Consider: A consumer (C) is required to purchase a service and looks to
referrer (R), who directs him to service provider (S). S prices the
service well above the lowest price he would be willing to accept
because he must market to R and R is not sensitive to a price he doesn’t
have to pay. Indeed, the high price allows S to pay R a referral fee. If
the referral fee cannot be paid, S has to find another way to induce R
to refer him to C, and that could cost S more than the referral fee.
Elimination of referral fees, therefore, would not cause S to reduce his
price.
Why Are Referral Fees Illegal Under RESPA?
Congress was offended by high mortgage settlement costs and the
prevalence of referral fees, which they saw as related. The rationale of
the restrictions imposed by the Real Estate Settlements Procedures Act
(RESPA) is that "kickbacks or referral fees… tend to increase
unnecessarily the costs of certain settlement services . . . ." (RESPA,
Section 2601 (a)).
But Congress was wrong about that. Settlement costs are raised by
referral power, not by referral fees, and RESPA fails to address
referral power. Not surprisingly, therefore, the RESPA prohibition of
referral fees has not reduced settlement costs at all, a fact
acknowledged by HUD which has the unpleasant task of enforcing RESPA.
Has RESPA Prevented Referral Fees?
No. There are too many referral agents, and too many ways they can
receive something of value from service providers. HUD would require an
army of examiners to shut it down, and it has never had such an army.
The fact is that thousands of small referral agents continue to receive
referral fees, if in disguised form, with impunity.
HUD does what it can, and in 2005 it stepped up its enforcement efforts.
It settled enforcement actions against 12 referrers, all major players,
who included lenders, title insurers and real estate brokerage firms.
(In 2004, there were only 2 such cases.) While small players continue to
operate below HUD’s radar screen, these enforcement actions do encourage
larger players to find legal ways to exploit their referral power.
Does RESPA Allow a Realtor to Own its Own Title Company?
Yes, RESPA does not prevent a firm in one industry from entering another
industry, even when the express purpose is to exploit referral power.
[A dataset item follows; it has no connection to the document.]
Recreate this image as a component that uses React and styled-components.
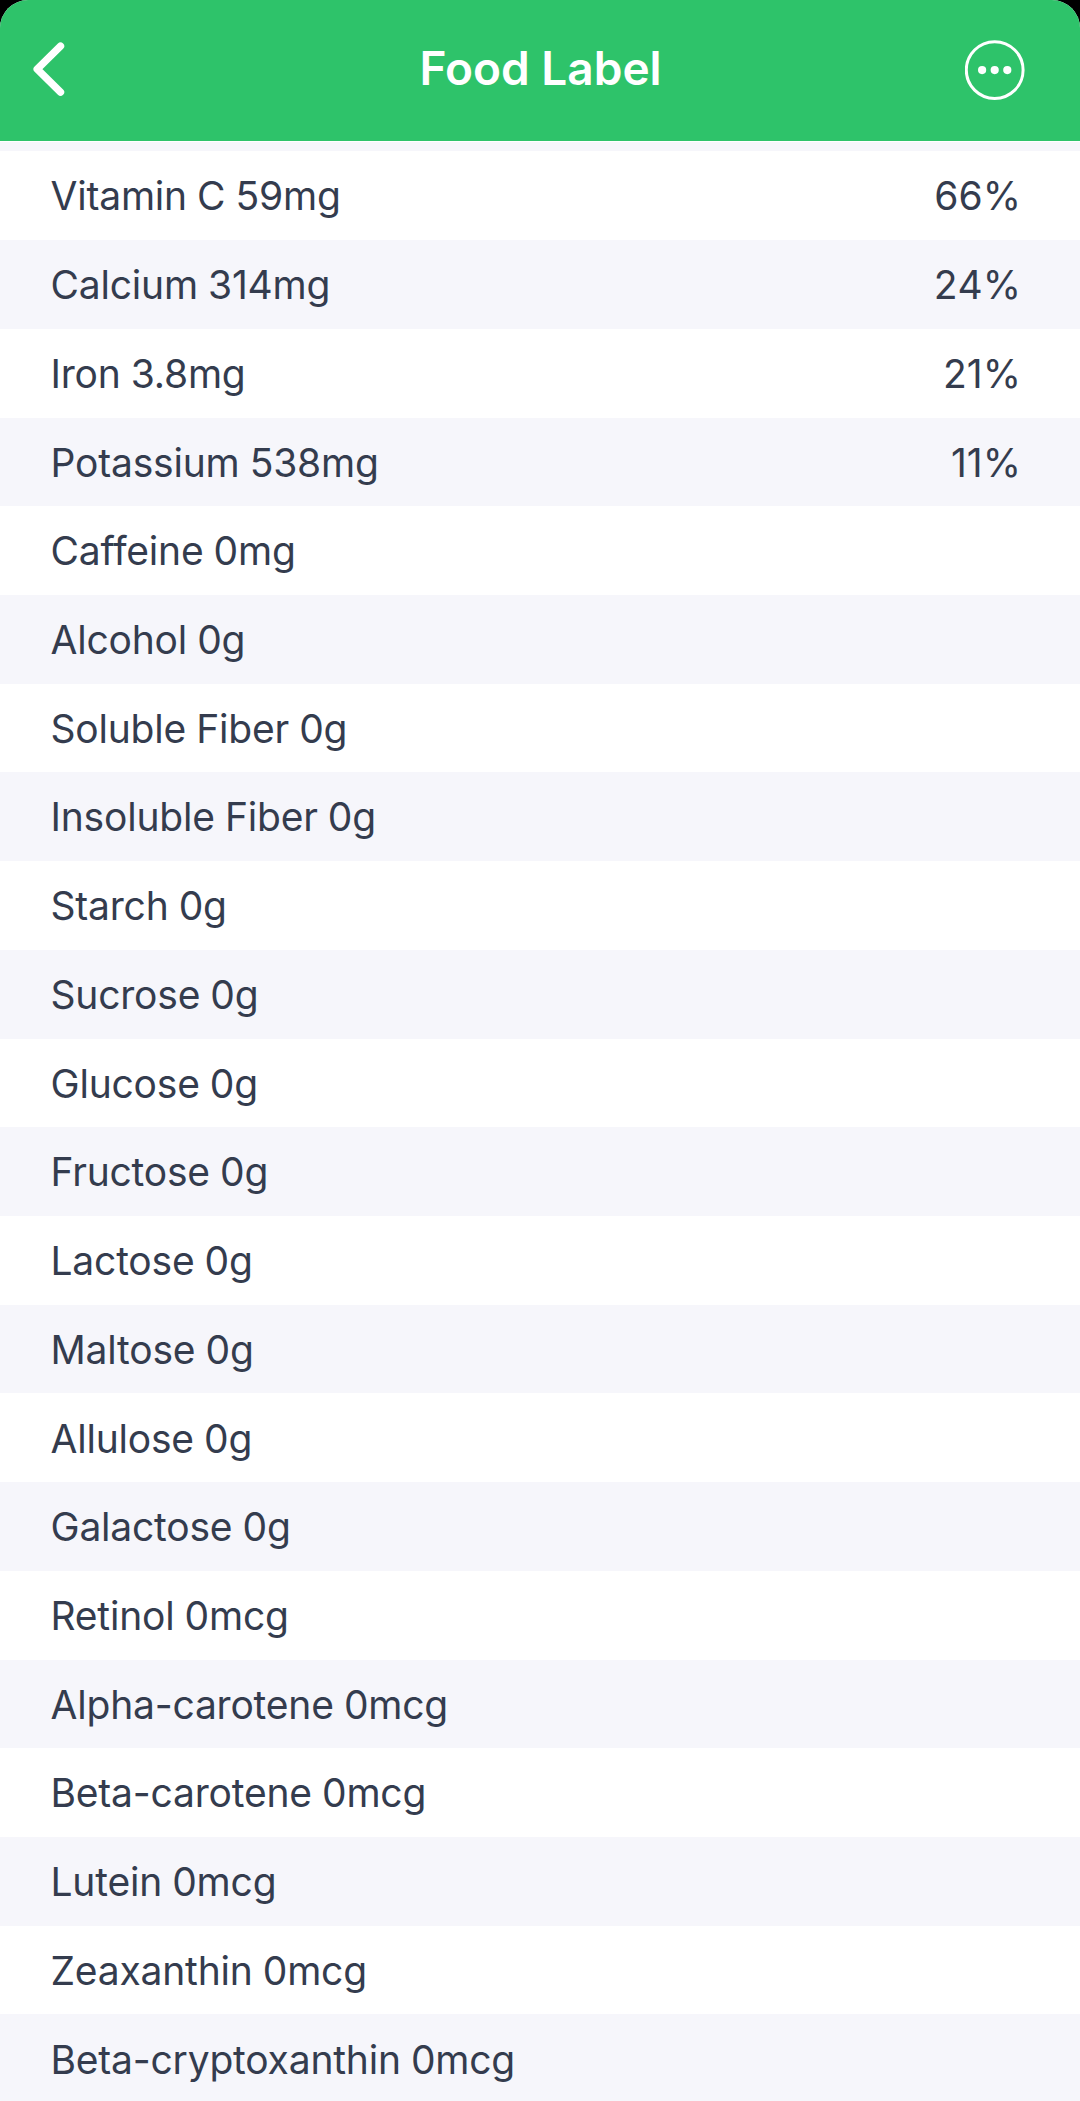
import React from "react"
import styled, { createGlobalStyle } from "styled-components"

const nutrients = [
  { label: "Vitamin C 59mg", daily: "66%" },
  { label: "Calcium 314mg", daily: "24%" },
  { label: "Iron 3.8mg", daily: "21%" },
  { label: "Potassium 538mg", daily: "11%" },
  { label: "Caffeine 0mg" },
  { label: "Alcohol 0g" },
  { label: "Soluble Fiber 0g" },
  { label: "Insoluble Fiber 0g" },
  { label: "Starch 0g" },
  { label: "Sucrose 0g" },
  { label: "Glucose 0g" },
  { label: "Fructose 0g" },
  { label: "Lactose 0g" },
  { label: "Maltose 0g" },
  { label: "Allulose 0g" },
  { label: "Galactose 0g" },
  { label: "Retinol 0mcg" },
  { label: "Alpha-carotene 0mcg" },
  { label: "Beta-carotene 0mcg" },
  { label: "Lutein 0mcg" },
  { label: "Zeaxanthin 0mcg" },
  { label: "Beta-cryptoxanthin 0mcg" },
]

function App() {
  return (
    <Screen>
      <GlobalStyle />
      <Header>
        <IconButton aria-label="Back">
          <svg width="36" height="60" viewBox="0 0 36 60" fill="none">
            <path
              d="M29.5 6.2 L6.2 29.2 L29.5 52.2"
              stroke="#fff"
              strokeWidth="7.4"
              strokeLinecap="round"
              strokeLinejoin="round"
            />
          </svg>
        </IconButton>
        <Title>Food Label</Title>
        <IconButton aria-label="More">
          <svg width="60" height="60" viewBox="0 0 60 60" fill="none">
            <circle cx="29.7" cy="30.1" r="28.4" stroke="#fff" strokeWidth="3" />
            <circle cx="17.1" cy="30.1" r="4.1" fill="#fff" />
            <circle cx="29.7" cy="30.1" r="4.1" fill="#fff" />
            <circle cx="42.3" cy="30.1" r="4.1" fill="#fff" />
          </svg>
        </IconButton>
      </Header>
      <List>
        {nutrients.map(({ label, daily }) => (
          <Row key={label}>
            <Label>{label}</Label>
            {daily && <Daily>{daily}</Daily>}
          </Row>
        ))}
      </List>
    </Screen>
  )
}

const GlobalStyle = createGlobalStyle`
  * {
    box-sizing: border-box;
  }

  body {
    margin: 0;
    background: #000;
    font-family: Inter, "Liberation Sans", sans-serif;
  }
`

const Screen = styled.div`
  width: 1080px;
  height: 2101px;
  overflow: hidden;
  background: #f6f6fb;
  border-radius: 28px 28px 0 0;
`

const Header = styled.header`
  display: grid;
  grid-template-columns: 60px 1fr 60px;
  align-items: center;
  height: 141px;
  padding: 0 55px 2px 31px;
  background: #2ec36a;
`

const IconButton = styled.button`
  display: flex;
  padding: 0;
  border: 0;
  background: none;
`

const Title = styled.h1`
  margin: 0;
  padding: 0 0 3px 25px;
  text-align: center;
  color: #fff;
  font-size: 46px;
  font-weight: 600;
  line-height: 60px;
`

const List = styled.ul`
  margin: 0;
  padding: 9.4px 0 0;
  border-top: 1px solid #fff;
  list-style: none;
`

const Row = styled.li`
  display: flex;
  justify-content: space-between;
  align-items: center;
  height: 88.72px;
  padding: 1.4px 59px 0 50.5px;
  color: #343c4e;
  font-size: 39px;
  line-height: 48px;
  white-space: nowrap;

  &:nth-child(odd) {
    background: #fff;
  }
`

const Label = styled.span`
  letter-spacing: -0.2px;
  word-spacing: -0.6px;
`

const Daily = styled.span`
  font-kerning: none;
`

export default App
For example, a Realtor or lender can establish their own title company
and refer business to that company. However, the title company must be a
bona fide company, meaning that it must have the capital required by a
title company, it must have its own employees and place of business, and
so on. A sham company that is actually operated by another title company
would be a RESPA violation.
Indeed, there are firms that will put any lender or Realtor in the title
insurance business by creating a title agency for them, which can be a
joint venture or an entity wholly owned by the referrer. These firms
guarantee that the title companies they create are RESPA compliant.
Since the capital investment required is considerable, this option is
available only to firms able to generate a volume of referral business
large enough to justify the investment.
Is Income of Captive Title Companies Not Referral Fees?
In the eyes of HUD and RESPA, it is not. The reality, however, is that
the income the Realtor derives from the title company continues to be
based on the Realtor’s referrals, indeed, the title company would not
exist except for such referrals. You can change the name of an animal
from "elephant" to "dog", but that animal remains a ponderous pachyderm
with big ears, and so it is with referral fees.
Is Any Public Purpose Served by Legalization of Referral Fees?
I suppose enforcing the law is a public purpose, even when the law is a
stupid one. All the other consequences are negative.
Setting up a RESPA-compliant firm to legalize referral fees is an option
available only to fairly sizeable firms. Smaller firms have to choose
between observing the law at their loss, or violating it.
Requiring a referrer to incur the expense of creating a new service
provider, when they would otherwise prefer to deal with an existing
provider, is a waste. New firms should be formed when there is a real
market need for them, not to enable existing firms to collect referral
fees without violating RESPA.
What Should be Done About High Settlement Costs and Referral Fees?
To reduce settlement costs requires either that referral power be
eliminated, or that it be redirected to benefit consumers. One approach
is to suspend the prohibition of referral fees for any firm that
combines a mortgage loan and all settlement services connected to it in
one package offered at a single guaranteed price. A lender who was a
packager, for example, instead of referring customers to title insurers
and the like, would negotiate the best prices they could with each
service provider so that they could offer competitively-priced packages
to consumers.
This approach was proposed by HUD in 2002. I supported it, even though
the details were devilishly complicated, but most industry groups didn’t
and their opposition killed it.
My approach, which would sidestep RESPA altogether, is to enact a legal
rule that is as simple as it is obvious: any third party service
required by lenders must be paid for by lenders. This would be mandatory
rather than voluntary as in the HUD approach. (This and the HUD
proposals are discussed in detail in
HUD's Proposals For Reform).
If lenders paid the charges, they would be included in the rate, of
course, but would cost borrowers far less than now. Competition by third
party providers to sell lenders would force the prices down, and rate
competition by lenders would force them to pass the savings on to
borrowers.
I am confident that this proposal would garner no more industry support
than the HUD proposal. Hence, I’m proposing a second-best approach which
has the virtues of simplicity and (likely) industry support. It is to
scrap the RESPA prohibition on referral fees. The prohibition was
misguided to begin with and never reduced settlement costs, which was
the rationale for enacting it.
What the RESPA prohibition has done is to encourage wasteful
affiliations, the sole purpose of which is to legally sanitize referral
fees. If unchecked, for example, there soon won’t be a lender or Realtor
of any consequence who does not have its own title agency. Another
consequence is disrespect for the law, which can only be enforced
selectively.
Unlike the other proposals, scrapping the prohibition on referral fees
won’t change the market overnight. But by giving free rein to the
application of the newest technology by innovative competitors,
settlement costs will gradually come down. It is time HUD proposed to
Congress that the RESPA prohibition on referral fees be scrapped.